The Beeb’s rationale that there is simply not enough room in the rehauled schedules to keep on their panel show must have felt like a real slap in the mouche given that virtually hours later it was leaked that Life’s Too Short star Warwick Davis was to record a pilot episode of, that’s right, his very own panel show.

So, what is the problem with Shooting Stars? On the face of it, as it veered closer to its 20th anniversary, perhaps it had simply ran its course. Set up as a panel show that subverted almost every rule in the book (questions that made no sense, a points system that swirled around its own non-logic), its celebs were often flung into proceedings seemingly against their will: Larry Hagman famously had little idea what was going on. In the contemporary PR-controlled world, that simply wouldn’t be allowed to happen again.

When it came to the regular panellists, where expectations were once wonderfully upturned now they simply play to type. At the very beginning, there was the spectacular reinvention of Ulrika Jonsson, and on its first comeback in 2002, replacing Mark Lamarr with Will Self was an utterly inspired choice (check out footage of Self as Crocodile Dundee or in the Britney Spears spoof for evidence). And Ulrika-ka-ka’s new vice-captain Johnny Vegas may have sat permanently welded to a pint of Guinness but the notoriously verbose St Helens chatterbox went practically Harpo Marx on Shooting Stars.

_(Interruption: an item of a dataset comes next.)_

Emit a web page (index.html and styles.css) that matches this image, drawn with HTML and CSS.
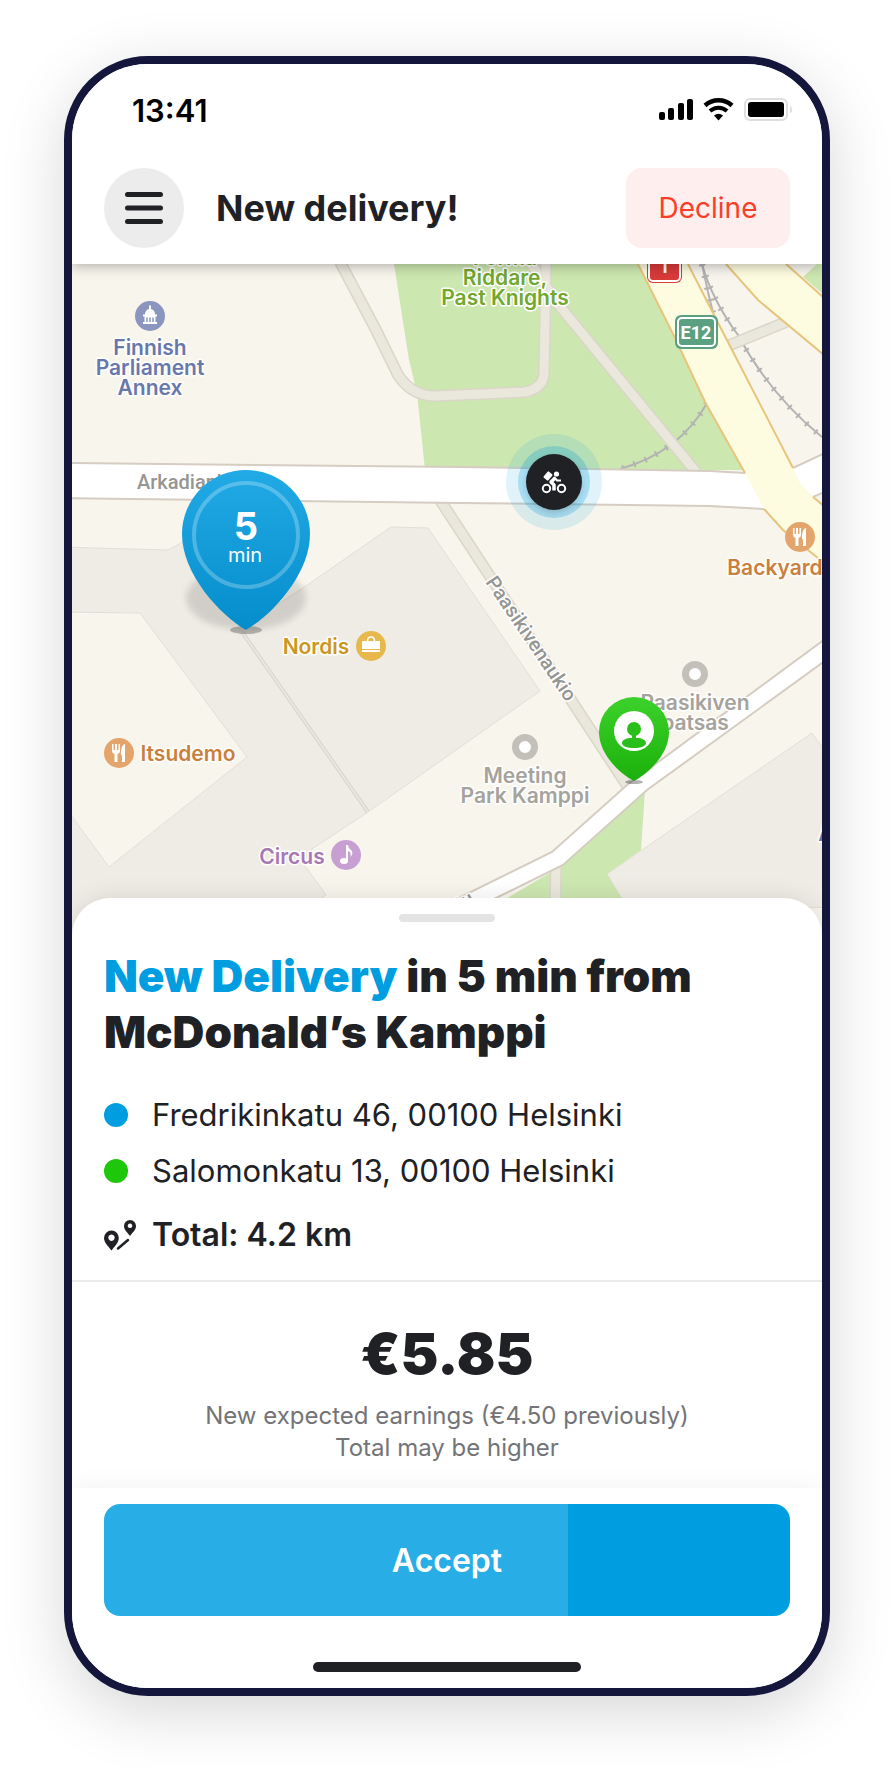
FILE: index.html
```html
<!DOCTYPE html>
<html lang="en">
<head>
    <meta charset="UTF-8">
    <meta name="viewport" content="width=device-width, initial-scale=1.0">
    <title>New delivery</title>
    <link rel="stylesheet" href="styles.css">
</head>
<body>
    <main class="phone">
        <header class="header">
            <div class="status">
                <span class="time">13:41</span>
                <svg class="status-icons" width="134" height="24" viewBox="0 0 134 24" aria-hidden="true">
                    <rect x="0" y="14" width="6" height="8" rx="2"/>
                    <rect x="9" y="10" width="6" height="12" rx="2"/>
                    <rect x="19" y="5" width="6" height="17" rx="2"/>
                    <rect x="28" y="1" width="6" height="21" rx="2"/>
                    <path d="M46 7.500a20 20 0 0 1 27 0" fill="none" stroke="#000" stroke-width="4.500"/>
                    <path d="M51 13a12.500 12.500 0 0 1 17 0" fill="none" stroke="#000" stroke-width="4"/>
                    <path d="M55 17.500a7 7 0 0 1 9 0L59.500 22.500z"/>
                    <rect x="86" y="1" width="42" height="21" rx="5" fill="none" stroke="#dedede" stroke-width="2"/>
                    <rect x="89" y="4" width="36" height="15" rx="3"/>
                    <path d="M131 8c3 1 3 6 0 7z" fill="#dedede"/>
                </svg>
            </div>
            <div class="topbar">
                <button class="menu" type="button" aria-label="Menu">
                    <svg width="40" height="32" viewBox="0 0 40 32">
                        <path d="M3.500 2.500h33M3.500 16h33M3.500 29.500h33" stroke="#202125" stroke-width="5" stroke-linecap="round"/>
                    </svg>
                </button>
                <h1 class="title">New delivery!</h1>
                <button class="decline" type="button">Decline</button>
            </div>
        </header>

        <svg class="map" viewBox="72 264 750 676" role="img" aria-label="Map">
            <defs>
                <linearGradient id="blue" x1="0" y1="0" x2="0" y2="1">
                    <stop offset="0" stop-color="#22aae6"/>
                    <stop offset="1" stop-color="#048dcb"/>
                </linearGradient>
                <linearGradient id="green" x1="0" y1="0" x2="0" y2="1">
                    <stop offset="0" stop-color="#3dd12b"/>
                    <stop offset="1" stop-color="#1cb00c"/>
                </linearGradient>
                <filter id="soft" x="-20%" y="-20%" width="140%" height="140%">
                    <feGaussianBlur stdDeviation="3"/>
                </filter>
                <g id="food">
                    <circle r="15" fill="#e3a56b"/>
                    <path d="M-7 -9h1.500v6h1.500v-6h2v6h1.500v-6H1v7q0 2.500-2.500 3V9h-3V1Q-7 .500-7-2zM6-9V9H3V3Q1.500 2 2-2Q2.500-8 6-9z" fill="#fff"/>
                </g>
            </defs>

            <rect x="72" y="264" width="750" height="676" fill="#f8f5ed"/>

            <!-- buildings -->
            <g class="building">
                <path d="M60 547L168 550L210 528L258 617L300 590L391 527L428 528L540 691L368 812L312 849L303 863L326 895L310 905V950H60z"/>
                <path d="M607 874L812 733L840 772V907L630 912z"/>
            </g>
            <path class="yard" d="M60 612L140 613L247 757L109 867L60 800z"/>
            <path d="M242 632L368 812" stroke="#d9d7d0" stroke-width="4"/>
            <path d="M242 632L368 812" stroke="#ece9e2" stroke-width="1.500"/>

            <!-- parks -->
            <g fill="#cde7b0">
                <path d="M394 264L409 360L417 393L425 470H750L638 264z"/>
                <path d="M645 790L641 850L607 874L635 920H470L563 865z"/>
                <path d="M803 277L817 264H822V293z"/>
            </g>

            <!-- railways -->
            <g class="rail">
                <path d="M702 264Q712 300 738 335Q770 395 822 437"/>
                <path d="M702 264L708 292L713 313"/>
                <path d="M707 403Q680 452 620 469"/>
            </g>
            <g class="ties">
                <path d="M702 264Q712 300 738 335Q770 395 822 437"/>
                <path d="M702 264L708 292L713 313"/>
                <path d="M707 403Q680 452 620 469"/>
            </g>

            <!-- footpaths -->
            <g class="path-edge">
                <path d="M340 262L376 330L398 375Q412 396 435 396L525 392Q543 388 544 374L546 262"/>
                <path d="M530 262L558 304L696 472"/>
                <path d="M440 500L628 787"/>
                <path d="M730 345L786 322"/>
                <path d="M556 865L555 920"/>
            </g>
            <g class="path-fill">
                <path d="M340 262L376 330L398 375Q412 396 435 396L525 392Q543 388 544 374L546 262"/>
                <path d="M530 262L558 304L696 472"/>
                <path d="M440 500L628 787"/>
                <path d="M730 345L786 322"/>
                <path d="M556 865L555 920"/>
            </g>

            <!-- streets -->
            <g class="street">
                <path d="M60 463L460 467L590 469L710 471L745 473L793 468L840 446V485L813 497L764 509L710 506L460 503L60 498z"/>
                <path d="M840 628L627 785L552 852L430 912V930L498 897L563 865L647 790L840 650z"/>
            </g>

            <!-- highway -->
            <path d="M638 264L675 338L705 402L745 473L764 509L783 530L830 568V510L813 497L800 483L793 468L713 313L688 264z" fill="#fdfce0"/>
            <path d="M726 264L758 300L822 354V296L786 264z" fill="#fdfce0"/>
            <g fill="none" stroke="#e8c57c" stroke-width="2">
                <path d="M638 264L675 338L705 402L745 473"/>
                <path d="M764 509L783 530L818 558"/>
                <path d="M688 264L713 313L793 468"/>
                <path d="M813 497L824 506"/>
                <path d="M726 264L758 300L824 355"/>
                <path d="M786 264L824 298"/>
            </g>

            <!-- road signs -->
            <rect x="647" y="248" width="35" height="35" rx="6" fill="#d93a3a"/>
            <rect x="649" y="250" width="31" height="31" rx="4" fill="none" stroke="#fff" stroke-width="2"/>
            <text class="sign" x="665" y="273">T</text>
            <rect x="675" y="315" width="43" height="34" rx="6" fill="#5aa181"/>
            <rect x="678" y="318" width="37" height="28" rx="4" fill="none" stroke="#fff" stroke-width="2"/>
            <text class="sign" x="696" y="339">E12</text>

            <!-- street names -->
            <text class="street-name" x="137" y="489">Arkadiankatu</text>
            <text class="street-name" transform="translate(485 582) rotate(56)">Paasikivenaukio</text>
            <text class="street-name" transform="translate(441 921) rotate(-28)">katu</text>

            <!-- places -->
            <g class="place park">
                <text x="505" y="265">Forma</text>
                <text x="505" y="285">Riddare,</text>
                <text x="505" y="305">Past Knights</text>
            </g>
            <g class="place civic">
                <text x="150" y="355">Finnish</text>
                <text x="150" y="375">Parliament</text>
                <text x="150" y="395">Annex</text>
                <text x="826" y="841">A</text>
            </g>
            <g transform="translate(150 316)">
                <circle r="15" fill="#8b96be"/>
                <path d="M-1-10.500h2V-7Q5-6 5-1.500H7V.500H5.500V6H7V8H-7V6H-5.500V.500H-7V-1.500H-5Q-5-6-1-7z" fill="#fff"/>
                <path d="M-3 1.500V6M0 1.500V6M3 1.500V6" stroke="#8b96be" stroke-width="1.500"/>
            </g>
            <g class="place food">
                <text x="775" y="575">Backyard</text>
                <text x="188" y="761">Itsudemo</text>
            </g>
            <use href="#food" x="800" y="537"/>
            <use href="#food" x="119" y="753"/>
            <g class="place shop">
                <text x="316" y="654">Nordis</text>
            </g>
            <g transform="translate(371 646)">
                <circle r="15" fill="#e7b84c"/>
                <path d="M-9-5H9V3H-9zM-9 4H9V6H-9z" fill="#fff"/>
                <path d="M-3.500-5q0-4 3.500-4t3.500 4" fill="none" stroke="#fff" stroke-width="1.500"/>
            </g>
            <g class="place music">
                <text x="292" y="864">Circus</text>
            </g>
            <g transform="translate(346 855)">
                <circle r="15" fill="#c79fd3"/>
                <ellipse cx="-2" cy="6" rx="4" ry="3" fill="#fff"/>
                <path d="M0-10h2q0 3 3 5q3 3-.500 7q1-5-2.500-6V6H0z" fill="#fff"/>
            </g>
            <g class="place spot">
                <circle cx="695" cy="674" r="9.500"/>
                <text x="695" y="710">Paasikiven</text>
                <text x="695" y="730">patsas</text>
                <circle cx="525" cy="747" r="9.500"/>
                <text x="525" y="783">Meeting</text>
                <text x="525" y="803">Park Kamppi</text>
            </g>

            <!-- courier -->
            <g transform="translate(554 482)">
                <circle r="48" fill="#009de0" opacity=".12"/>
                <circle r="36" fill="#009de0" opacity=".25"/>
                <circle cy="2" r="27" opacity=".2" filter="url(#soft)"/>
                <circle r="28" fill="#202125"/>
                <g fill="none" stroke="#fff" stroke-width="2">
                    <circle cx="-7.500" cy="6.500" r="3.700"/>
                    <circle cx="7.500" cy="6.500" r="3.700"/>
                    <path d="M1-4L-3 0L0 3V8.500" stroke-width="3.500" stroke-linejoin="round"/>
                    <path d="M0-5L3-1.500H7" stroke-width="2"/>
                </g>
                <circle cx="2.500" cy="-8" r="2.600" fill="#fff"/>
                <rect x="-4" y="-3" width="8" height="6" rx="1" transform="translate(-6 -6) rotate(-50)" fill="#fff"/>
            </g>

            <!-- restaurant pin -->
            <ellipse cx="246" cy="598" rx="60" ry="32" opacity=".12" filter="url(#soft)"/>
            <ellipse cx="246" cy="630" rx="16" ry="4" opacity=".25"/>
            <path d="M246 470A64 64 0 0 1 310 534C310 574 272 615 246 630C220 615 182 574 182 534A64 64 0 0 1 246 470z" fill="url(#blue)"/>
            <circle cx="246" cy="535" r="52" fill="none" stroke="#fff" stroke-width="4" opacity=".25"/>
            <text class="eta" x="246" y="540">5</text>
            <text class="eta-unit" x="245" y="562">min</text>

            <!-- customer pin -->
            <ellipse cx="634" cy="782" rx="9" ry="2" opacity=".3"/>
            <path d="M634 697A35 35 0 0 1 669 732C669 754 649 773 634 781C619 773 599 754 599 732A35 35 0 0 1 634 697z" fill="url(#green)"/>
            <circle cx="634" cy="731" r="20" fill="#fff"/>
            <g fill="#29bf1a">
                <circle cx="634" cy="729" r="7"/>
                <path d="M632 734h4v4c6 0 10 2 10 5s-5 5-12 5s-12-2-12-5s4-5 10-5z"/>
            </g>
        </svg>

        <section class="sheet">
            <div class="handle"></div>
            <h2 class="heading"><span class="accent">New Delivery</span> in 5 min from McDonald’s Kamppi</h2>
            <ul class="route">
                <li><span class="dot pickup"></span>Fredrikinkatu 46, 00100 Helsinki</li>
                <li><span class="dot dropoff"></span>Salomonkatu 13, 00100 Helsinki</li>
                <li class="total">
                    <svg width="32" height="32" viewBox="0 0 32 32" aria-hidden="true">
                        <path fill="#202125" fill-rule="evenodd" d="M7.500 11.500A7.300 7.300 0 0 1 14.800 19C14.800 24 10 28 7.500 31.500C5 28 0 24 0 19A7.500 7.500 0 0 1 7.500 11.500zM7.500 15.500a3.200 3.200 0 1 0 .010 0zM26 1A6 6 0 0 1 32 7C32 11 28.500 13.500 26 17C23.500 13.500 20 11 20 7A6 6 0 0 1 26 1zM26 4.500a2.300 2.300 0 1 0 .010 0z"/>
                        <path d="M14 29.500L24 21" stroke="#202125" stroke-width="2.500" stroke-linecap="round"/>
                    </svg>
                    Total: 4.2 km
                </li>
            </ul>
            <div class="earnings">
                <strong class="price">€5.85</strong>
                <p class="note">New expected earnings (€4.50 previously)<br>Total may be higher</p>
            </div>
        </section>

        <footer class="footer">
            <button class="accept" type="button" style="--progress: 67.6%">Accept</button>
            <div class="home-bar"></div>
        </footer>
    </main>
</body>
</html>
```

FILE: styles.css
```css
* {
    box-sizing: border-box;
}
body {
    margin: 0;
    padding: 56px 64px 72px;
    background: #fff;
    color: #202125;
    font-family: Inter, sans-serif;
}
.phone {
    border: 8px solid #15163b;
    border-radius: 84px;
    overflow: hidden;
    background: #fff;
    box-shadow: 0 16px 64px rgba(0, 0, 0, 0.16);
}
button {
    border: none;
    padding: 0;
    font-family: inherit;
    cursor: pointer;
}

/* header */
.header {
    position: relative;
    background: #fff;
    box-shadow: 0 2px 12px rgba(0, 0, 0, 0.3);
}
.status {
    display: flex;
    justify-content: space-between;
    align-items: center;
    height: 92px;
    margin-bottom: 12px;
    padding: 0 29px 0 60px;
    color: #000;
}
.time {
    font-size: 31px;
    font-weight: 600;
}
.topbar {
    display: flex;
    align-items: center;
    gap: 32px;
    padding: 0 32px 16px;
}
.menu {
    display: flex;
    align-items: center;
    justify-content: center;
    width: 80px;
    height: 80px;
    border-radius: 50%;
    background: #ececec;
}
.title {
    flex: 1;
    margin: 0;
    font-size: 36px;
    font-weight: 700;
}
.decline {
    width: 164px;
    height: 80px;
    border-radius: 16px;
    background: #ffeeee;
    color: #fa3e28;
    font-size: 28px;
}

/* map */
.map {
    display: block;
    width: 100%;
    height: auto;
}
.building path,
.yard {
    fill: #efece5;
    stroke: #e2dfd8;
    stroke-width: 1;
}
.yard {
    fill: #f8f5ed;
}
.rail path,
.ties path {
    fill: none;
    stroke: #b3b3b3;
    stroke-width: 2;
}
.ties path {
    stroke-width: 6;
    stroke-dasharray: 2 10;
}
.path-edge path {
    fill: none;
    stroke: #dad6c8;
    stroke-width: 12;
}
.path-fill path {
    fill: none;
    stroke: #eae8dc;
    stroke-width: 9;
}
.street path {
    fill: #fff;
    stroke: #d5cdc1;
    stroke-width: 2;
}
.map text {
    font-size: 20px;
}
.map .sign {
    fill: #fff;
    font-family: Roboto, sans-serif;
    font-size: 18px;
    font-weight: 700;
    text-anchor: middle;
}
.street-name {
    fill: #959592;
    stroke: #fff;
    stroke-width: 3;
    paint-order: stroke;
    font-family: Roboto, sans-serif;
    font-weight: 500;
}
.map .place text {
    stroke: #fff;
    stroke-width: 3;
    stroke-linejoin: round;
    paint-order: stroke;
    text-anchor: middle;
    font-size: 21px;
    font-weight: 600;
}
.park { fill: #71a82f; }
.civic { fill: #6878ac; }
.food { fill: #ca7f3c; }
.shop { fill: #cb981f; }
.music { fill: #a878b5; }
.spot { fill: #a5a39c; }
.spot circle {
    fill: #fff;
    stroke: #c3c0ba;
    stroke-width: 7;
}
.map .eta {
    fill: #fff;
    font-size: 38px;
    font-weight: 700;
    text-anchor: middle;
}
.eta-unit {
    fill: #fff;
    text-anchor: middle;
}

/* bottom sheet */
.sheet {
    position: relative;
    margin-top: -42px;
    padding-top: 16px;
    border-radius: 38px 38px 0 0;
    background: #fff;
    box-shadow: 0 0 24px rgba(0, 0, 0, 0.1);
}
.handle {
    width: 96px;
    height: 8px;
    margin: 0 auto 26px;
    border-radius: 4px;
    background: #e4e4e4;
}
.heading {
    margin: 0;
    padding: 0 32px;
    font-size: 44px;
    font-weight: 900;
    line-height: 56px;
}
.accent {
    color: #009de0;
}
.route {
    display: flex;
    flex-direction: column;
    gap: 16px;
    margin: 0;
    padding: 35px 32px 25px;
    border-bottom: 2px solid #ebebeb;
    list-style: none;
    font-size: 31px;
    line-height: 40px;
}
.route li {
    display: flex;
    align-items: center;
    gap: 24px;
}
.route .total {
    gap: 16px;
    margin-top: 8px;
    font-size: 32px;
    font-weight: 600;
}
.dot {
    width: 24px;
    height: 24px;
    border-radius: 50%;
}
.pickup { background: #009de0; }
.dropoff { background: #1fc70a; }
.earnings {
    padding: 40px 32px 24px;
    text-align: center;
}
.price {
    display: block;
    font-size: 57px;
    font-weight: 900;
    line-height: 64px;
}
.note {
    margin: 14px 0 0;
    color: #737478;
    font-size: 24px;
    line-height: 32px;
}

/* footer */
.footer {
    position: relative;
    padding: 16px 32px;
    background: #fff;
    box-shadow: 0 0 24px rgba(0, 0, 0, 0.06);
}
.accept {
    display: block;
    width: 100%;
    height: 112px;
    border-radius: 16px;
    background: linear-gradient(to right, #29ade6 var(--progress), #009de0 var(--progress));
    color: #fff;
    font-size: 32px;
    font-weight: 600;
}
.home-bar {
    width: 268px;
    height: 10px;
    margin: 46px auto 0;
    border-radius: 5px;
    background: #202125;
}
```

Now, we have the famously grumpy Jack Dee being, well, really grumpy. And scorekeeper Angelos Epithemiou with his rave-heavy machinery and awful chat-up patter is a very pale imitation of George Dawes and his drum kit.

As the show limped into its eighth series last August, Bob Mortimer believed that the show was relevant once again. So far, the key broadcasters have countered with a resounding ‘Uvavu!’